### Given information
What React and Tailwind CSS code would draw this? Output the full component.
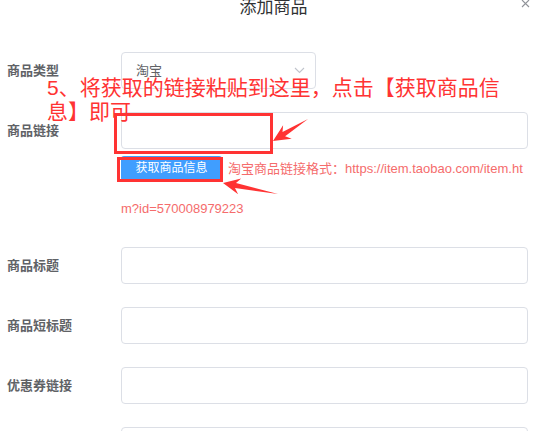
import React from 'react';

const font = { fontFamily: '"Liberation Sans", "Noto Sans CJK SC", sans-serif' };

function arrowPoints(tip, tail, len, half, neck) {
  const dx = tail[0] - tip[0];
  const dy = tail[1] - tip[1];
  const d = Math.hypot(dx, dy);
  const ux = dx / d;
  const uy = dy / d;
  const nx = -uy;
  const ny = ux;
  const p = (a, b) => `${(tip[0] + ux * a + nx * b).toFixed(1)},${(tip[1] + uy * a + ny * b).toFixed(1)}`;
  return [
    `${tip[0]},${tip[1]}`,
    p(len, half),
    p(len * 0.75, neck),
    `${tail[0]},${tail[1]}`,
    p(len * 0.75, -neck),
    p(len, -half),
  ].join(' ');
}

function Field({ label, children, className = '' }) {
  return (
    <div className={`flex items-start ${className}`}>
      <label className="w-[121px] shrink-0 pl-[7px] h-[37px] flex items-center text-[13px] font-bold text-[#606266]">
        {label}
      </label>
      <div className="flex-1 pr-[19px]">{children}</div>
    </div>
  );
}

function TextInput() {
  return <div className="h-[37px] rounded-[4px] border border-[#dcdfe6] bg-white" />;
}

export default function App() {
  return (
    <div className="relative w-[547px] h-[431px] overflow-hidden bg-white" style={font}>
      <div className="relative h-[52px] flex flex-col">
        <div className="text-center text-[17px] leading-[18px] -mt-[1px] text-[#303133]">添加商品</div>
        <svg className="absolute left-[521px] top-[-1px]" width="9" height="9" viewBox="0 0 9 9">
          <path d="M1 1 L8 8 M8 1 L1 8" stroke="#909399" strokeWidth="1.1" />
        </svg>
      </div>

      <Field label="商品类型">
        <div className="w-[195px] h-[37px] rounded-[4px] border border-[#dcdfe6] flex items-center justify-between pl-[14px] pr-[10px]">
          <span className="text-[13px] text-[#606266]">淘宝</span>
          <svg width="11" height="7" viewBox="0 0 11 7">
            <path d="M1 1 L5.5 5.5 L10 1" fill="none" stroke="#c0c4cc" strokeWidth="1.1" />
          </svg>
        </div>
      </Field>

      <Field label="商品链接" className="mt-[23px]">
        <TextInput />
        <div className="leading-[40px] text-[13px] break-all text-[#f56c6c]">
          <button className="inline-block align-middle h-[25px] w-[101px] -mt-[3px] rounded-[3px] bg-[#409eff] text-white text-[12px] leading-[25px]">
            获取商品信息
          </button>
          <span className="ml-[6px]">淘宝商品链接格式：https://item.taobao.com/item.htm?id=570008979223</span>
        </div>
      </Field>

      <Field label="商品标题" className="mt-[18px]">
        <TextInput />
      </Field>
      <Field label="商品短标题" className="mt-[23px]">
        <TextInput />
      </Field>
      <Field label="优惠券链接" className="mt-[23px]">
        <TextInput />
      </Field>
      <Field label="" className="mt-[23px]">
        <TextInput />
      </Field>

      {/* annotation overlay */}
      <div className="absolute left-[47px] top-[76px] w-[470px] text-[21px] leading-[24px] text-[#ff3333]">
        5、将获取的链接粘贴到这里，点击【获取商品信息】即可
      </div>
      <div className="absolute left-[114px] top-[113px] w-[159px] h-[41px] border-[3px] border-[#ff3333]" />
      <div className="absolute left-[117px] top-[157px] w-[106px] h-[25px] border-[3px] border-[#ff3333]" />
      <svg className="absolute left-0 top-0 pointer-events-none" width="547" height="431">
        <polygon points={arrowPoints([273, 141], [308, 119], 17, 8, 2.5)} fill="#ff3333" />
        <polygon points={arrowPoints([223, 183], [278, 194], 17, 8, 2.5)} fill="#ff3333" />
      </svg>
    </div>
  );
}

### Given request
Where a line of the data holds "React", show that line.

### The answer
What React and Tailwind CSS code would draw this? Output the full component.
import React from 'react';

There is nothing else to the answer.